I am using the following code:

CARRIS_REGEX=r'<th>(\d+)</th><th>([\s\w\.\-]+)</th><th>(\d+:\d+)</th><th>(\d+m)</th>'
pattern = re.compile(CARRIS_REGEX, re.UNICODE)
matches = pattern.finditer(mailbody)
findall = pattern.findall(mailbody)

But finditer and findall are finding different things. Findall indeed finds all the matches in the given string. But finditer only finds the first one, returning an iterator with only one element.

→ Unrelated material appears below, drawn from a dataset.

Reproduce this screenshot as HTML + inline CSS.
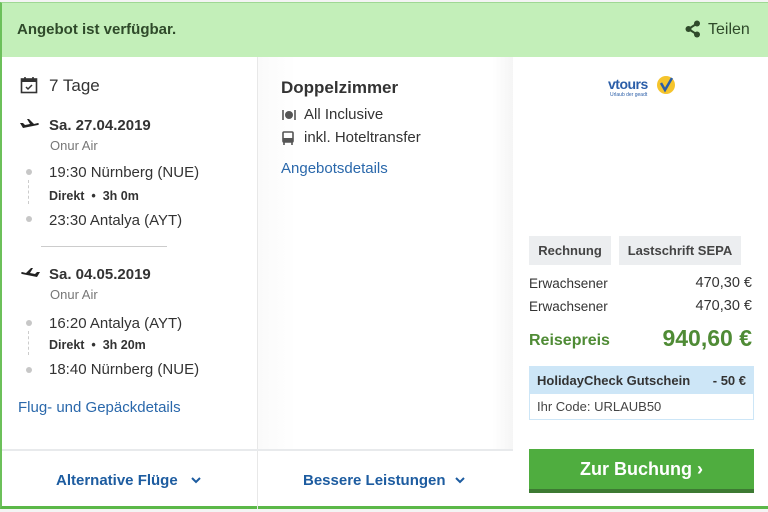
<!DOCTYPE html>
<html><head><meta charset="utf-8"><style>
*{box-sizing:border-box;margin:0;padding:0}
body{width:768px;height:512px;background:#f4f4f4;font-family:"Liberation Sans",sans-serif;color:#333;position:relative;overflow:hidden}
.card{position:absolute;left:0;top:2px;width:768px;height:507px;background:#fff;border-left:2px solid #6cc05a;border-top:1px solid #9fd894;border-bottom:3px solid #5bb848}
.hdr{position:absolute;left:0;top:0;width:100%;height:54px;background:#c3efb9;color:#2f4a2a;font-size:15px;font-weight:bold}
.a{position:absolute;white-space:nowrap}
.blue{color:#2a68ab}
.mid{position:absolute;left:255px;top:54px;width:256px;height:392px;background:linear-gradient(90deg,#fafafa,#fff 15%,#fff 92%,#f5f5f5);border-left:1px solid #e8e8e8}
.bot{position:absolute;left:0;top:446px;width:511px;height:58px;border-top:2px solid #e8eaec;font-weight:bold;color:#1d5ca0;font-size:15px}
.dot{position:absolute;width:6px;height:6px;border-radius:3px;background:#c7c7c7}
.tag{position:absolute;top:233px;height:29px;background:#eceef0;font-size:13px;font-weight:bold;color:#444;line-height:29px;text-align:center}
</style></head><body>
<div class="card">
<div class="hdr"><span class="a" style="left:15px;top:18px">Angebot ist verfügbar.</span>
<svg class="a" style="left:683px;top:17px" width="16" height="18" viewBox="0 0 16 18"><circle cx="12" cy="3.5" r="3" fill="#2f4a2a"/><circle cx="3.5" cy="9" r="3" fill="#2f4a2a"/><circle cx="12" cy="14.5" r="3" fill="#2f4a2a"/><path d="M12 3.5L3.5 9 12 14.5" stroke="#2f4a2a" stroke-width="2" fill="none"/></svg>
<span class="a" style="left:706px;top:18px;font-weight:normal;font-size:16px">Teilen</span></div>

<svg class="a" style="left:18px;top:73px" width="18" height="18" viewBox="0 0 18 18"><rect x="1.5" y="3" width="15" height="13.5" fill="none" stroke="#333" stroke-width="1.6"/><rect x="1.5" y="3" width="15" height="3" fill="#333"/><path d="M5 1v4M13 1v4" stroke="#333" stroke-width="1.6"/><path d="M6 11l2 2 4-4" stroke="#333" stroke-width="1.5" fill="none"/></svg>
<span class="a" style="left:47px;top:73px;font-size:17px">7 Tage</span>

<svg class="a" style="left:17px;top:116px" width="22" height="12" viewBox="0 0 22 12"><path d="M1 4l3 0 2 2 5-1-3-5h2l5 5 4-1c1 0 1 2 0 2L4 9z" fill="#222"/></svg>
<span class="a" style="left:47px;top:114px;font-size:15px;font-weight:bold">Sa. 27.04.2019</span>
<span class="a" style="left:48px;top:135px;font-size:13px;color:#777">Onur Air</span>
<div class="dot" style="left:24px;top:166px"></div>
<div class="a" style="left:26px;top:177px;height:24px;border-left:1px dashed #ccc"></div>
<div class="dot" style="left:24px;top:213px"></div>
<span class="a" style="left:47px;top:161px;font-size:15px">19:30 Nürnberg (NUE)</span>
<span class="a" style="left:47px;top:186px;font-size:12.5px;font-weight:bold">Direkt &nbsp;•&nbsp; 3h 0m</span>
<span class="a" style="left:47px;top:209px;font-size:15px">23:30 Antalya (AYT)</span>
<div class="a" style="left:39px;top:243px;width:126px;border-top:1px solid #ccc"></div>

<svg class="a" style="left:17px;top:265px" width="22" height="12" viewBox="0 0 22 12"><path d="M21 4l-3 0-2 2-5-1 3-5h-2l-5 5-4-1c-1 0-1 2 0 2L18 9z" fill="#222"/></svg>
<span class="a" style="left:47px;top:263px;font-size:15px;font-weight:bold">Sa. 04.05.2019</span>
<span class="a" style="left:48px;top:284px;font-size:13px;color:#777">Onur Air</span>
<div class="dot" style="left:24px;top:317px"></div>
<div class="a" style="left:26px;top:328px;height:24px;border-left:1px dashed #ccc"></div>
<div class="dot" style="left:24px;top:364px"></div>
<span class="a" style="left:47px;top:312px;font-size:15px">16:20 Antalya (AYT)</span>
<span class="a" style="left:47px;top:335px;font-size:12.5px;font-weight:bold">Direkt &nbsp;•&nbsp; 3h 20m</span>
<span class="a" style="left:47px;top:358px;font-size:15px">18:40 Nürnberg (NUE)</span>
<span class="a blue" style="left:16px;top:396px;font-size:15px">Flug- und Gepäckdetails</span>

<div class="mid">
<span class="a" style="left:23px;top:21px;font-size:17px;font-weight:bold;color:#333">Doppelzimmer</span>
<svg class="a" style="left:24px;top:52px" width="14" height="12" viewBox="0 0 14 12"><circle cx="7" cy="6" r="4" fill="#555"/><path d="M1 1v10M13 1v10" stroke="#555" stroke-width="1.6"/></svg>
<span class="a" style="left:46px;top:49px;font-size:15px">All Inclusive</span>
<svg class="a" style="left:24px;top:74px" width="12" height="14" viewBox="0 0 12 14"><rect x="1" y="1" width="10" height="10" rx="1" fill="none" stroke="#555" stroke-width="1.6"/><rect x="1" y="7" width="10" height="4" fill="#555"/><path d="M2 11v3M10 11v3" stroke="#555" stroke-width="1.6"/></svg>
<span class="a" style="left:46px;top:72px;font-size:15px">inkl. Hoteltransfer</span>
<span class="a blue" style="left:23px;top:103px;font-size:15px">Angebotsdetails</span>
</div>

<div class="bot">
<div class="a" style="left:255px;top:0;height:58px;border-left:1px solid #e8e8e8"></div>
<span class="a" style="left:54px;top:21px">Alternative Flüge</span>
<svg class="a" style="left:189px;top:26px" width="10" height="7" viewBox="0 0 10 7"><path d="M1 1l4 4 4-4" stroke="#1d5ca0" stroke-width="2" fill="none"/></svg>
<span class="a" style="left:301px;top:21px">Bessere Leistungen</span>
<svg class="a" style="left:453px;top:26px" width="10" height="7" viewBox="0 0 10 7"><path d="M1 1l4 4 4-4" stroke="#1d5ca0" stroke-width="2" fill="none"/></svg>
</div>

<span class="a" style="left:606px;top:73px;font-size:14px;font-weight:bold;color:#2b5ea8;letter-spacing:-0.5px">vtours</span>
<span class="a" style="left:608px;top:89px;font-size:5px;color:#2b5ea8">Urlaub der geadt</span>
<svg class="a" style="left:654px;top:72px" width="20" height="20" viewBox="0 0 20 20"><circle cx="10" cy="10" r="9" fill="#f5c42c"/><path d="M5 8l4 7 7-12" stroke="#2b5ea8" stroke-width="2.5" fill="none"/></svg>

<div class="tag" style="left:527px;width:82px">Rechnung</div>
<div class="tag" style="left:617px;width:122px">Lastschrift SEPA</div>
<span class="a" style="left:527px;top:273px;font-size:13.5px">Erwachsener</span>
<span class="a" style="right:16px;top:272px;font-size:14.5px">470,30 €</span>
<span class="a" style="left:527px;top:296px;font-size:13.5px">Erwachsener</span>
<span class="a" style="right:16px;top:295px;font-size:14.5px">470,30 €</span>
<span class="a" style="left:527px;top:329px;font-size:16px;font-weight:bold;color:#4f8b35">Reisepreis</span>
<span class="a" style="right:16px;top:322px;font-size:23px;font-weight:bold;color:#4f8b35">940,60 €</span>
<div class="a" style="left:527px;top:363px;width:225px;height:54px;border:1px solid #cde6f7">
<div style="height:27px;background:#cde6f7;font-size:13px;font-weight:bold;line-height:27px;padding:0 7px;color:#333">HolidayCheck Gutschein<span style="float:right">- 50 €</span></div>
<div style="font-size:13px;line-height:25px;padding:0 7px;color:#444">Ihr Code: URLAUB50</div></div>
<div class="a" style="left:527px;top:446px;width:225px;height:44px;background:#4fad3f;border-bottom:4px solid #3d7a33;color:#fff;font-size:18px;font-weight:bold;text-align:center;line-height:41px">Zur Buchung ›</div>
</div>
</body></html>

How can I make finditer and findall behave the same way?

Thanks

+1  A: 

You can't make them behave the same way, because they're different. If you really want to create a list of results from finditer, then you could use a list comprehension:

>>> [match for match in pattern.finditer(mailbody)]
[...]

In general, use a for loop to access the matches returned by re.finditer:

>>> for match in pattern.finditer(mailbody):
...     ...
Tim McNamara
Yes, I know that. Problem is, they don't find the same matches. findall finds all the matches in the string. finditer only finds the first one and yes I used a for in loop to traverse all the elements in the iterator.
simao
`[match for match in pattern.finditer(mailbody)]` is just a slower and less readable way of saying `list(pattern.finditer(mailbody))`
aaronasterling
Thanks @ArronMcSmooth, good point.
Tim McNamara
A: 

I can't reproduce this here. Have tried it with both Python 2.7 and 3.1.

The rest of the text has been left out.